Time Room Speaker Title  
9:00 tba Joel E. Denny Clacc: Translating OpenACC to OpenMP in Clang [Abstract]
9:40 tba Ayal Zaks Tiling Loops for Scratch-Pad Memories [Abstract]
10:20-10:40   Break
10:40 tba Brian Homerding Enabling math function call optimization for DOE proxy applications [Abstract]
11:20 tba Alexandru Susu Emulating Arithmetic Operations with LLVM's Instruction Selection Pass [Abstract]
12:00-13:30   Lunch
13:40 tba Simon Moll Multi-dimensional Vectorization in LLVM [Abstract]
14:20 tba Johannes Doerfert Performance Gap Exploration with LLVM [Abstract]
15:00-15:20   Break
15:20 tba   LLVM Q&A Panel: Questions Welcome  
16:00   Workshop ends.


  • Joel E. Denny, Seyong Lee, and Jeffrey S. Vetter: Clacc: Translating OpenACC to OpenMP in Clang

    OpenACC was launched in 2010 as a portable programming model for heterogeneous accelerators. Although various implementations already exist, no extensible, open-source, production-quality compiler support is available to the community. This deficiency poses a serious risk for HPC application developers targeting GPUs and other accelerators, and it limits experimentation and progress for the OpenACC specification. To address this deficiency, Clacc is a recent effort funded by the US Exascale Computing Project to develop production OpenACC compiler support for Clang and LLVM. A key feature of the Clacc design is to translate OpenACC to OpenMP to build on Clang's existing OpenMP compiler and runtime support. In this talk, we describe the Clacc goals and design. We also describe the challenges that we have encountered so far in our prototyping efforts, and we present some early performance results.

  • Ayal Zaks, Michael Zuckerman, and Dorit Nuzman: Tiling Loops for Scratch-Pad Memories

    Tiling a loop is a well-known code transformation that helps optimize temporal locality. Tiling is important for systems that have caches in order to achieve high performance. For systems that are based on scratch-pad memories or software-managed caches, tiling is vital in order for code to be functional. Furthermore, due to the high overhead of transferring data between main memory and scratch-pad memory, it is desirable to tile several loops together. Lastly, if such data transfers can be executed asynchronously and in parallel to processing the data in the scratch-pad memories, careful scheduling of the transfers and double-buffering of the data are desired in order to hide data transfer overheads. In this work we show how multiple loops can be tiled together in order to execute them efficiently on systems with scratch-pad memories.

  • Brian Homerding: Enabling math function call optimization for DOE proxy applications

    The US Department of Energy proxy applications are simplified applications that are representative of the important code for various scientific computing workloads. Our performance analysis work on these proxy applications have revealed some areas where Clang can improve when compared to GCC and vendor compilers. Among these is the limited ability to apply optimizations to math function calls when we care about errno. This talk will discuss modeling the memory behavior of math functions using function attributes in order to enable these optimizations. Along with a discussion of our subsequent work to extend the attributes’ coverage and use.
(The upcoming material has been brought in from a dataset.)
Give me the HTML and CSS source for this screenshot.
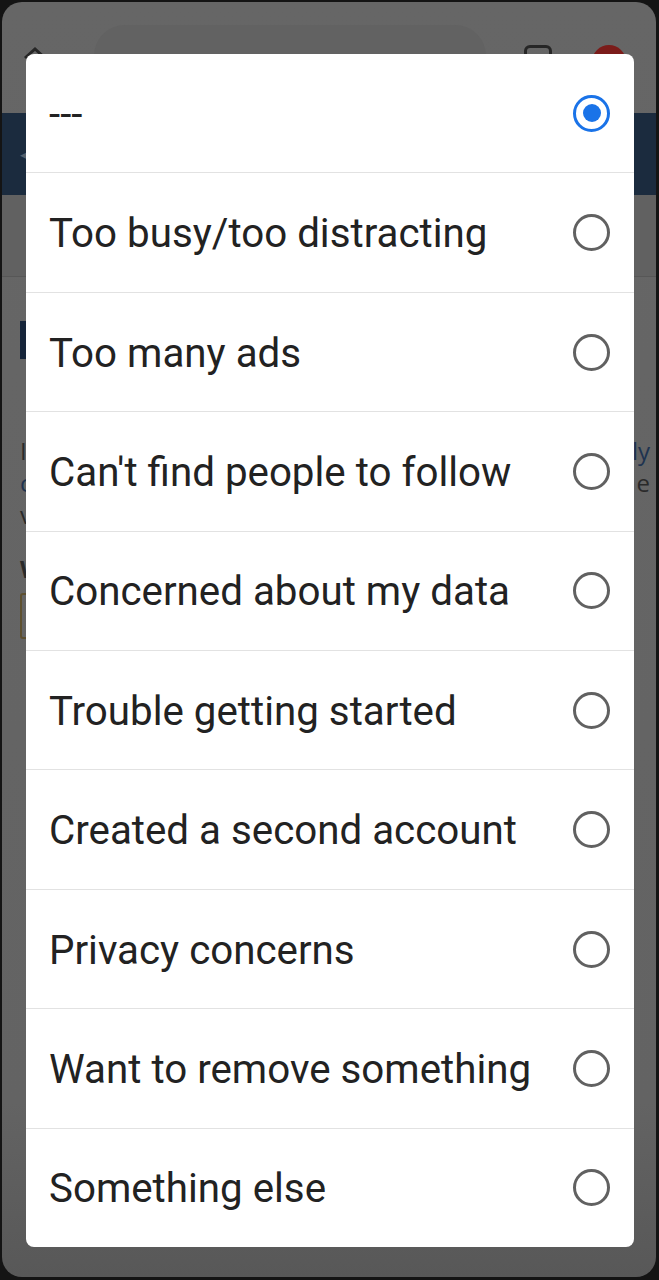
FILE: index.html
```html
<!DOCTYPE html>
<html lang="en">
<head>
<meta charset="utf-8">
<title>Select reason</title>
<link rel="stylesheet" href="styles.css">
</head>
<body>
<div class="screen">
  <div class="page">
    <div class="toolbar">
      <svg class="home" width="26" height="26" viewBox="0 0 26 26"><path d="M3 13 L13 4 L23 13" fill="none" stroke="#262626" stroke-width="3"/></svg>
      <div class="urlbar"></div>
      <div class="tabs"></div>
      <div class="avatar"></div>
    </div>
    <div class="navband"><span class="back">&#9664;</span></div>
    <div class="subband"></div>
    <div class="content">
      <div class="heading"></div>
      <p class="line"><span>I</span><span class="link">ly</span></p>
      <p class="line"><span class="link">c</span><span>e</span></p>
      <p class="line"><span>v</span><span></span></p>
      <p class="line bold"><span>W</span><span></span></p>
      <div class="box"></div>
    </div>
  </div>

  <div class="dialog">
    <div class="option"><span class="label">---</span><span class="radio checked"></span></div>
    <div class="option"><span class="label">Too busy/too distracting</span><span class="radio"></span></div>
    <div class="option"><span class="label">Too many ads</span><span class="radio"></span></div>
    <div class="option"><span class="label">Can't find people to follow</span><span class="radio"></span></div>
    <div class="option"><span class="label">Concerned about my data</span><span class="radio"></span></div>
    <div class="option"><span class="label">Trouble getting started</span><span class="radio"></span></div>
    <div class="option"><span class="label">Created a second account</span><span class="radio"></span></div>
    <div class="option"><span class="label">Privacy concerns</span><span class="radio"></span></div>
    <div class="option"><span class="label">Want to remove something</span><span class="radio"></span></div>
    <div class="option"><span class="label">Something else</span><span class="radio"></span></div>
  </div>
</div>
</body>
</html>
```

FILE: styles.css
```css
* { box-sizing: border-box; }
html, body { margin: 0; padding: 0; }
body {
  width: 659px;
  height: 1280px;
  background: #141414;
  font-family: Roboto, "Noto Sans", "Liberation Sans", sans-serif;
  overflow: hidden;
}
.screen {
  position: relative;
  margin: 2px 3px 0 2px;
  height: 1275px;
  border-radius: 20px;
  overflow: hidden;
  background: linear-gradient(#666666 0, #636363 1100px, #585858 1275px);
}
.page { display: flex; flex-direction: column; }
.toolbar {
  height: 111px;
  display: flex;
  align-items: flex-start;
  padding: 23px 0 0 20px;
}
.home { margin-top: 20px; }
.urlbar {
  width: 392px;
  height: 62px;
  border-radius: 31px;
  background: #626262;
  margin-left: 46px;
}
.tabs {
  width: 28px; height: 28px;
  border: 3px solid #262626;
  border-radius: 6px;
  margin: 20px 0 0 38px;
}
.avatar {
  width: 34px; height: 34px;
  border-radius: 50%;
  background: #7b1c1a;
  margin: 20px 0 0 40px;
}
.navband {
  height: 82px;
  background: #1b2b3e;
  display: flex;
  align-items: center;
  padding-left: 18px;
}
.back { color: #55606c; font-size: 20px; }
.subband {
  height: 82px;
  background: #616161;
  border-bottom: 1px solid #575757;
}
.content { padding: 44px 6px 0 18px; }
.heading { width: 10px; height: 38px; background: #16253a; }
.line {
  margin: 0;
  height: 32px;
  display: flex;
  justify-content: space-between;
  font-family: "Open Sans", sans-serif;
  font-size: 24px;
  color: #2a2a2a;
  line-height: 32px;
}
.line:first-of-type { margin-top: 76px; }
.line .link { color: #1e3350; }
.bold { font-weight: 700; margin-top: 22px; }
.box {
  margin-top: 8px;
  width: 30px; height: 46px;
  border: 2px solid #5e5030;
  border-radius: 3px;
}
.dialog {
  position: absolute;
  left: 24px;
  top: 52px;
  width: 608px;
  height: 1193px;
  background: #fff;
  border-radius: 8px;
  overflow: hidden;
  display: flex;
  flex-direction: column;
}
.option {
  flex: 1;
  display: flex;
  align-items: center;
  justify-content: space-between;
  padding: 0 24px 0 23px;
  border-top: 1px solid #e2e2e2;
}
.option:first-child { border-top: none; }
.label {
  font-size: 40.3px;
  color: #222;
  padding-top: 2px;
}
.radio {
  width: 37px; height: 37px;
  border-radius: 50%;
  border: 3px solid #616161;
  display: flex;
  align-items: center;
  justify-content: center;
}
.radio.checked { border-color: #1a73e8; }
.radio.checked::after {
  content: "";
  width: 18px; height: 18px;
  border-radius: 50%;
  background: #1a73e8;
}
```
  • Alexandru Susu: Emulating Arithmetic Operations with LLVM's Instruction Selection Pass

    The Connex-S wide research vector processor has a simple design with 16-bit integer lanes since many embedded applications can make good use of narrow integer types. For completeness, however, our back end for Connex-S needs to lower code to emulate efficiently arithmetic operations for non-native types such as 32-bit integer and 16-bit floating point. To simplify the work of the compiler writer we conceive a method to code generate how we lower these operations inside LLVM's instruction selection pass. We also implement in the Connex-S processor simple lane gating techniques to minimize energy consumption for vector code with a high degree of control divergence, as it is the case for routines emulating floating point operations.
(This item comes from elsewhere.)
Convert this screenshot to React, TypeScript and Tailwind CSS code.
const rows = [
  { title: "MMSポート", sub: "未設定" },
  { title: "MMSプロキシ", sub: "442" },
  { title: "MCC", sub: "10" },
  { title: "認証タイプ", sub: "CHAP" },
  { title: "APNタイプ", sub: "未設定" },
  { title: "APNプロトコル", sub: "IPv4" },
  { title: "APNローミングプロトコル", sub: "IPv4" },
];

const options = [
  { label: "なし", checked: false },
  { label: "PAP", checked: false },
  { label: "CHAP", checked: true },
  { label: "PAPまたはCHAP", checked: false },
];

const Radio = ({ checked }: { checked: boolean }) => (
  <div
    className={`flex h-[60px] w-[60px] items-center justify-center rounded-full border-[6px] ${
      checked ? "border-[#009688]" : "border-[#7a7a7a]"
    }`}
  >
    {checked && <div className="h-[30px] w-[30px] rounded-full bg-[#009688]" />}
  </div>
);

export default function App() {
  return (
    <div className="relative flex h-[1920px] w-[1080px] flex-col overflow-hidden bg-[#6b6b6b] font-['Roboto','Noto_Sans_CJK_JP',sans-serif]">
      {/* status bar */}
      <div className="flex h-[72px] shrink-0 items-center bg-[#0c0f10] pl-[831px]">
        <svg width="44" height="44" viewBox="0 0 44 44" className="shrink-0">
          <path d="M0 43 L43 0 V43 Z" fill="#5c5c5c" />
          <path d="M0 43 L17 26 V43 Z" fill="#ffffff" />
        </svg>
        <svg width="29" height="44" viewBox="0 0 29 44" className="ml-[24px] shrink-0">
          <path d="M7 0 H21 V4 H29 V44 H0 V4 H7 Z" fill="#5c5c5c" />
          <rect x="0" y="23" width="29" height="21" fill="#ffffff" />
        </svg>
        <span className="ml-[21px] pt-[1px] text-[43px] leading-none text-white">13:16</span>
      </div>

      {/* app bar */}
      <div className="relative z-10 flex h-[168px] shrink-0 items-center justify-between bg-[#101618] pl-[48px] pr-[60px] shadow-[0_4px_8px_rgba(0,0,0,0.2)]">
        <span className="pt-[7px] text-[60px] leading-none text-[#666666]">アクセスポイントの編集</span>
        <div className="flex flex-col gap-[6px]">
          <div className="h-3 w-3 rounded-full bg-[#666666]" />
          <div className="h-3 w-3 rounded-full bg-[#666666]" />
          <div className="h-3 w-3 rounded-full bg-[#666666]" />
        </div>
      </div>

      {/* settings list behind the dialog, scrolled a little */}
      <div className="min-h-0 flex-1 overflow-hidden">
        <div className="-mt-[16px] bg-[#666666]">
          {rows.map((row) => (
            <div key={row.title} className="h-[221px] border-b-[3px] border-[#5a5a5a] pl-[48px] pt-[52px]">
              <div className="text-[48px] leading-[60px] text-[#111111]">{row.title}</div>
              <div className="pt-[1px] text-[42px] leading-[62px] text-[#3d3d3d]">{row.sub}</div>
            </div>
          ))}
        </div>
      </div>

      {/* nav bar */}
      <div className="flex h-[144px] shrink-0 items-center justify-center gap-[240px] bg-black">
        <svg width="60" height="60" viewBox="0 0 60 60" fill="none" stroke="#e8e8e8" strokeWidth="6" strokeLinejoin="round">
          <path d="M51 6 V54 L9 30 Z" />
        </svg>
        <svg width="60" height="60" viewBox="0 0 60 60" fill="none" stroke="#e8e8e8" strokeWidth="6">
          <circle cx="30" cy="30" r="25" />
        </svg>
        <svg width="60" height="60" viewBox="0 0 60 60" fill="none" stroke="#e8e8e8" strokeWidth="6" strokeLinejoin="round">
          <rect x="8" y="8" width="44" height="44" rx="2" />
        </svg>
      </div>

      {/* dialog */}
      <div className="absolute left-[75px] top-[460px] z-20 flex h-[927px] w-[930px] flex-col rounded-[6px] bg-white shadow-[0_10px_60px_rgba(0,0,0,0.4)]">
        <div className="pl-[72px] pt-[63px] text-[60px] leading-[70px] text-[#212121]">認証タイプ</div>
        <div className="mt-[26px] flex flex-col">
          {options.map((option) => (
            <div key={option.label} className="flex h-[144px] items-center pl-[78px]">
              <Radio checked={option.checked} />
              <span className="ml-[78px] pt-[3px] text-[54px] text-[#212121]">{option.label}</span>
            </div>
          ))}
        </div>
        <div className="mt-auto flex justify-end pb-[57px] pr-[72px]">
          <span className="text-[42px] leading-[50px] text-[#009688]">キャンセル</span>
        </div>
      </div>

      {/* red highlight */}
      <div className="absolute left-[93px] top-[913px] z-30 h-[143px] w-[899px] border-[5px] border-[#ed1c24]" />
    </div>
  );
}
  • Simon Moll, Shrey Sharma, Matthias Kurtenacker, and Sebastian Hack: Multi-dimensional Vectorization in LLVM

    Loop vectorization is a classic technique to exploit SIMD instructions in a productive way. In multi-dimensional vectorization, multiple loops of a loop nest are vectorized at once. This exposes opportunities for data reuse, register tiling and more efficient memory accesses. In this work, we present TensorRV, a multi-dimensional vectorization framework for LLVM IR. TensorRV is a generalization of the Region Vectorizer, a general purpose outer-loop and whole-function vectorizer, to the multi-dimensional setting. We evaluate TensorRV on a set of stencil codes and matrix transpose. We find that stencil codes benefit from the reduction of load instructions with a speedup of x1.45 on NEC SX-Aurora TSUBASA. Multi-loop vectorized matrix transpose leverages efficient SIMD shuffle instructions on AVX512, for which we report a speedup of x3.27.
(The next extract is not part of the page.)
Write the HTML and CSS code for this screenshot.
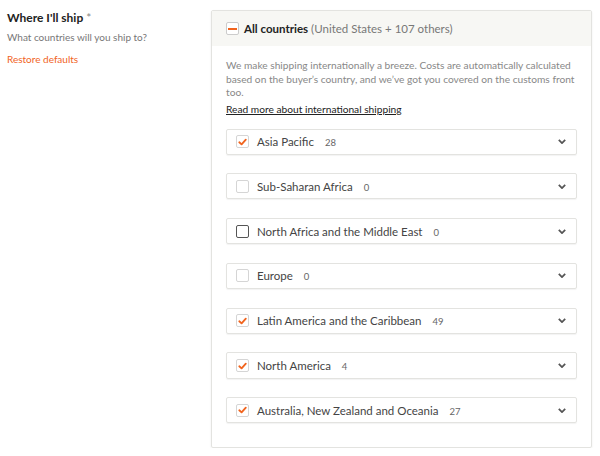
FILE: index.html
```html
<!DOCTYPE html>
<html>
<head>
<meta charset="utf-8">
<link rel="stylesheet" href="styles.css">
</head>
<body>
<div class="page">
  <div class="side">
    <div class="title">Where I'll ship <span class="req">*</span></div>
    <div class="sub">What countries will you ship to?</div>
    <a class="restore">Restore defaults</a>
  </div>
  <div class="panel">
    <div class="head">
      <span class="cb partial"><span class="dash"></span></span>
      <span class="all">All countries</span><span class="others">(United States + 107 others)</span>
    </div>
    <div class="body">
      <p class="desc">We make shipping internationally a breeze. Costs are automatically calculated<br>based on the buyer’s country, and we’ve got you covered on the customs front<br>too.</p>
      <a class="more">Read more about international shipping</a>
      <div class="rows">
        <div class="row"><span class="cb on"><svg viewBox="0 0 12 12"><path d="M2.5 6.3 L5 8.6 L9.6 3.4"/></svg></span><span class="name">Asia Pacific</span><span class="count">28</span><svg class="chev" viewBox="0 0 10 6"><path d="M1 1 L5 5 L9 1"/></svg></div>
        <div class="row"><span class="cb"></span><span class="name">Sub-Saharan Africa</span><span class="count">0</span><svg class="chev" viewBox="0 0 10 6"><path d="M1 1 L5 5 L9 1"/></svg></div>
        <div class="row"><span class="cb dark"></span><span class="name">North Africa and the Middle East</span><span class="count">0</span><svg class="chev" viewBox="0 0 10 6"><path d="M1 1 L5 5 L9 1"/></svg></div>
        <div class="row"><span class="cb"></span><span class="name">Europe</span><span class="count">0</span><svg class="chev" viewBox="0 0 10 6"><path d="M1 1 L5 5 L9 1"/></svg></div>
        <div class="row"><span class="cb on"><svg viewBox="0 0 12 12"><path d="M2.5 6.3 L5 8.6 L9.6 3.4"/></svg></span><span class="name">Latin America and the Caribbean</span><span class="count">49</span><svg class="chev" viewBox="0 0 10 6"><path d="M1 1 L5 5 L9 1"/></svg></div>
        <div class="row"><span class="cb on"><svg viewBox="0 0 12 12"><path d="M2.5 6.3 L5 8.6 L9.6 3.4"/></svg></span><span class="name">North America</span><span class="count">4</span><svg class="chev" viewBox="0 0 10 6"><path d="M1 1 L5 5 L9 1"/></svg></div>
        <div class="row"><span class="cb on"><svg viewBox="0 0 12 12"><path d="M2.5 6.3 L5 8.6 L9.6 3.4"/></svg></span><span class="name">Australia, New Zealand and Oceania</span><span class="count">27</span><svg class="chev" viewBox="0 0 10 6"><path d="M1 1 L5 5 L9 1"/></svg></div>
      </div>
    </div>
  </div>
</div>
</body>
</html>
```
FILE: styles.css
```css
* { box-sizing: border-box; }
body {
  margin: 0;
  background: #fff;
  font-family: "Lato", "Open Sans", sans-serif;
  color: #222;
}
.page {
  display: flex;
  padding-top: 10px;
}
.side {
  width: 211px;
  padding-left: 7px;
  display: flex;
  flex-direction: column;
}
.title {
  font-size: 12px;
  font-weight: bold;
  color: #222;
  line-height: 16px;
}
.req { color: #888; font-weight: normal; }
.sub {
  margin-top: 4px;
  font-size: 10px;
  color: #777;
  line-height: 14px;
}
.restore {
  margin-top: 8px;
  font-size: 10px;
  color: #f1641e;
  line-height: 14px;
}
.panel {
  width: 381px;
  height: 438px;
  border: 1px solid #e3e3e0;
  border-radius: 2px;
  box-shadow: 0 1px 2px rgba(0,0,0,0.08);
  display: flex;
  flex-direction: column;
}
.head {
  height: 35px;
  background: #f7f7f4;
  display: flex;
  align-items: center;
  padding-left: 14px;
  font-size: 11.5px;
}
.all { font-weight: bold; color: #222; margin-left: 5px; }
.others { color: #777; margin-left: 3px; }
.cb {
  width: 13px;
  height: 13px;
  border: 1px solid #d5d5d5;
  border-radius: 2px;
  background: #fff;
  display: flex;
  align-items: center;
  justify-content: center;
  flex: none;
}
.cb.dark { border: 1.5px solid #555; }
.cb.partial { border-color: #ccc; }
.dash { width: 9px; height: 2px; background: #f1641e; }
.cb svg { width: 12px; height: 12px; }
.cb svg path { fill: none; stroke: #f1641e; stroke-width: 2; stroke-linecap: round; stroke-linejoin: round; }
.body {
  padding: 13px 14px 0 14px;
}
.desc {
  margin: 0;
  font-size: 10.2px;
  line-height: 13.5px;
  color: #888;
  white-space: nowrap;
}
.more {
  display: block;
  margin-top: 2px;
  font-size: 10.2px;
  color: #222;
  text-decoration: underline;
  line-height: 14px;
}
.rows {
  margin-top: 13px;
  display: flex;
  flex-direction: column;
  gap: 18.6px;
}
.row {
  height: 26.2px;
  border: 1px solid #e3e3e0;
  border-radius: 2px;
  box-shadow: 0 1px 1px rgba(0,0,0,0.05);
  display: flex;
  align-items: center;
  padding-left: 9px;
  padding-right: 10px;
}
.name {
  margin-left: 8px;
  font-size: 11.5px;
  color: #444;
}
.count {
  margin-left: 11px;
  font-size: 9.5px;
  color: #666;
  margin-top: 2px;
}
.chev {
  margin-left: auto;
  width: 8px;
  height: 5px;
}
.chev path { fill: none; stroke: #555; stroke-width: 2.2; }
```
  • Johannes Doerfert, Brian Homerding and Hal Finkel: Performance Gap Exploration with LLVM

    Compilers are limited by the static information directly or indirectly encoded in the program. Especially low-level languages, such as C and C++, are therefore considered problematic as their weak type system and relaxed memory semantic allows for various, sometimes non-obvious, behaviors. Since compilers have to preserve the program semantic for all program executions, the existence of exceptional behavior can prevent optimizations that the developer would consider valid and might even expect. Analyses to guarantee the absence of such disruptive and unlikely situations are consequently an indispensable part of an optimizing compiler. However, these analyses have to be approximative and limited in scope. Global and exact static analysis, under consideration of all potential inputs to the program, is simply an infeasible task for any non-trivial program. Even if a user knows the structure of all inputs ever passed to the program, it is not easy to encode such information. The conservatively correct compiler can consequently not match the expectations a developer with superior knowledge has. In this talk, we present a method to automatically measure the effect missing static information has on the optimizations applied to a given program. As a result, we generate an optimistically optimized program version which, compared to the original, defines a performance gap that can be closed by better analyses and programmer annotations. Our evaluation of six, already optimized, proxy kernels for high-performance applications exposed a compiler flaw that caused a ≈6x fold slowdown, as well as opportunities to achieve speedups of up to 20.6%. This clearly indicates that static uncertainty can result in poor performance, but also that compilers need to more effectively utilize available information.

Workshop organization: Johannes Doerfert, Sebastian Pop, Aditya Kumar.